Graphing Shakespeare

Today I came across a lovely project from JSTOR & the Folger Library – a set of Shakespeare’s plays, each line annotated by the number of times it is cited/discussed by articles within JSTOR.

“This is awesome”, I thought, “I wonder what happens if you graph it?”

So, without further ado, here’s the “JSTOR citation intensity” for three arbitrarily selected plays:

Blue is numbers of citations per line; red is no citations. In no particular order, a few things that immediately jumped out at me –

  • basically no-one seems to care about the late middle – the end of Act 2 and the start of Act 3 – of A Midsummer Night’s Dream;
  • “… a tale / told by an idiot, full of sound and fury, / signifying nothing” (Macbeth, 5.5) is apparently more popular than anything else in these three plays;
  • Othello has far fewer “very popular” lines than the other two.

Macbeth has the most popular bits, and is also the most densely cited – only 25.1% of its lines were never cited, against 30.3% in Othello and 36.9% in A Midsummer Night’s Dream.

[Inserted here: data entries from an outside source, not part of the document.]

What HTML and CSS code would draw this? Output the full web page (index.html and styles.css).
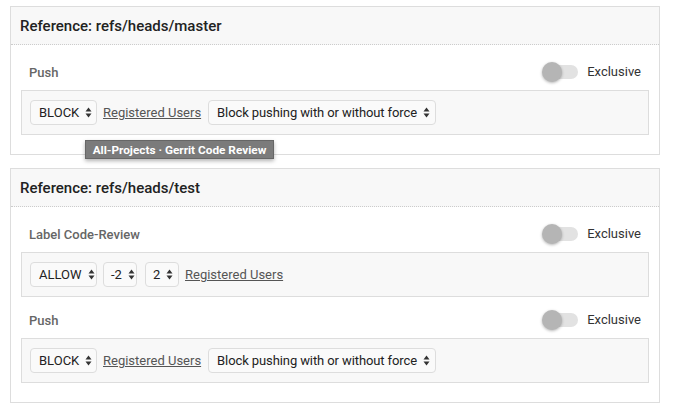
FILE: index.html
```html
<!DOCTYPE html>
<html>
<head>
<meta charset="utf-8">
<link rel="stylesheet" href="styles.css">
</head>
<body>
<div class="page">
  <section class="card">
    <div class="card-head">Reference: refs/heads/master</div>
    <div class="card-body">
      <div class="perm">
        <div class="perm-head">
          <span class="perm-name">Push</span>
          <span class="toggle"><span class="track"><span class="knob"></span></span><span class="toggle-label">Exclusive</span></span>
        </div>
        <div class="rule">
          <span class="sel w-action">BLOCK<svg class="arr" width="7" height="11" viewBox="0 0 7 11"><path d="M0.5 4.5L3.5 0.5L6.5 4.5Z M0.5 6.5L6.5 6.5L3.5 10.5Z"/></svg></span>
          <a class="group">Registered Users</a>
          <span class="sel w-force">Block pushing with or without force<svg class="arr" width="7" height="11" viewBox="0 0 7 11"><path d="M0.5 4.5L3.5 0.5L6.5 4.5Z M0.5 6.5L6.5 6.5L3.5 10.5Z"/></svg></span>
        </div>
      </div>
    </div>
    <div class="tooltip">All-Projects · Gerrit Code Review</div>
  </section>

  <section class="card">
    <div class="card-head">Reference: refs/heads/test</div>
    <div class="card-body">
      <div class="perm">
        <div class="perm-head">
          <span class="perm-name">Label Code-Review</span>
          <span class="toggle"><span class="track"><span class="knob"></span></span><span class="toggle-label">Exclusive</span></span>
        </div>
        <div class="rule">
          <span class="sel w-action">ALLOW<svg class="arr" width="7" height="11" viewBox="0 0 7 11"><path d="M0.5 4.5L3.5 0.5L6.5 4.5Z M0.5 6.5L6.5 6.5L3.5 10.5Z"/></svg></span>
          <span class="sel w-num">-2<svg class="arr" width="7" height="11" viewBox="0 0 7 11"><path d="M0.5 4.5L3.5 0.5L6.5 4.5Z M0.5 6.5L6.5 6.5L3.5 10.5Z"/></svg></span>
          <span class="sel w-num gap-l">2<svg class="arr" width="7" height="11" viewBox="0 0 7 11"><path d="M0.5 4.5L3.5 0.5L6.5 4.5Z M0.5 6.5L6.5 6.5L3.5 10.5Z"/></svg></span>
          <a class="group">Registered Users</a>
        </div>
      </div>
      <div class="perm">
        <div class="perm-head">
          <span class="perm-name">Push</span>
          <span class="toggle"><span class="track"><span class="knob"></span></span><span class="toggle-label">Exclusive</span></span>
        </div>
        <div class="rule">
          <span class="sel w-action">BLOCK<svg class="arr" width="7" height="11" viewBox="0 0 7 11"><path d="M0.5 4.5L3.5 0.5L6.5 4.5Z M0.5 6.5L6.5 6.5L3.5 10.5Z"/></svg></span>
          <a class="group">Registered Users</a>
          <span class="sel w-force">Block pushing with or without force<svg class="arr" width="7" height="11" viewBox="0 0 7 11"><path d="M0.5 4.5L3.5 0.5L6.5 4.5Z M0.5 6.5L6.5 6.5L3.5 10.5Z"/></svg></span>
        </div>
      </div>
    </div>
  </section>
</div>
</body>
</html>
```

FILE: styles.css
```css
html, body {
  margin: 0;
  padding: 0;
  background: #fff;
}
body {
  font-family: Roboto, "Liberation Sans", sans-serif;
  font-size: 13px;
  color: #333;
}
.page {
  padding: 6px 0 0 10px;
}
.card {
  position: relative;
  width: 648px;
  border: 1px solid #ddd;
  margin-bottom: 13px;
  background: #fff;
}
.card-head {
  height: 37px;
  display: flex;
  align-items: center;
  padding-left: 9px;
  background: #f8f8f8;
  border-bottom: 1px dotted #ccc;
  font-size: 15px;
  font-weight: 500;
  color: #222;
}
.card-body {
  padding: 17px 10px 19px 10px;
  display: flex;
  flex-direction: column;
  gap: 13px;
}
.perm-head {
  height: 20px;
  display: flex;
  align-items: center;
  justify-content: space-between;
  padding: 0 8px 0 8px;
  margin-bottom: 8px;
}
.perm-name {
  font-size: 13px;
  font-weight: 500;
  color: #666;
}
.toggle {
  display: flex;
  align-items: center;
  gap: 9px;
}
.track {
  position: relative;
  width: 34px;
  height: 14px;
  border-radius: 7px;
  background: #e2e2e2;
  display: block;
}
.knob {
  position: absolute;
  left: -2px;
  top: -3px;
  width: 20px;
  height: 20px;
  border-radius: 50%;
  background: #b5b5b5;
  box-shadow: 0 1px 3px rgba(0,0,0,0.3);
}
.toggle-label {
  font-size: 13px;
  color: #333;
  margin-top: -2px;
}
.rule {
  display: flex;
  align-items: center;
  height: 25px;
  padding: 9px 8px;
  border: 1px solid #ddd;
  background: #f8f8f8;
}
.sel {
  display: inline-flex;
  align-items: center;
  justify-content: space-between;
  box-sizing: border-box;
  height: 25px;
  padding: 0 5px 0 8px;
  border: 1px solid #ddd;
  border-radius: 4px;
  background: #fafafa;
  font-size: 13px;
  color: #222;
  gap: 6px;
  white-space: nowrap;
}
.w-action { width: 67px; }
.w-force { width: 228px; letter-spacing: -0.1px; }
.w-num { width: 34px; padding-left: 7px; }
.sel + .sel { margin-left: 6px; }
.sel.gap-l { margin-left: 8px; }
.arr {
  fill: #333;
  flex: none;
}
.group {
  margin: 0 7px 0 6px;
  color: #555;
  text-decoration: underline;
  font-size: 13px;
}
.tooltip {
  position: absolute;
  left: 74px;
  top: 133px;
  box-sizing: border-box;
  width: 189px;
  height: 19px;
  display: flex;
  align-items: center;
  justify-content: center;
  background: #7b7b7b;
  border: 1px solid #666;
  color: #fff;
  font-size: 11.8px;
  font-weight: 700;
  box-shadow: 0 2px 4px rgba(0,0,0,0.3);
}
```
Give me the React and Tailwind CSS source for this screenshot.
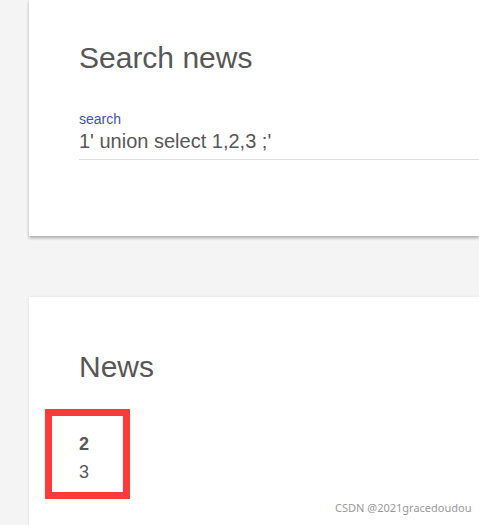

I have no idea if these are actually interesting thoughts – my academic engagement with Shakespeare more or less reached its high-water mark sixteen years ago! – but I liked them…


How to generate these numbers? Copy-paste the page into a blank text file (text), then use the following bash command to clean it all up –

grep "FTLN " text | sed 's/^.*FTLN/FTLN/g' | cut -b 10- | sed 's/[A-Z]/ /g' | cut -f 1 -d " " | sed 's/text//g' > numberedextracts

Paste into a spreadsheet against a column numbered 1-4000 or so, and graph away…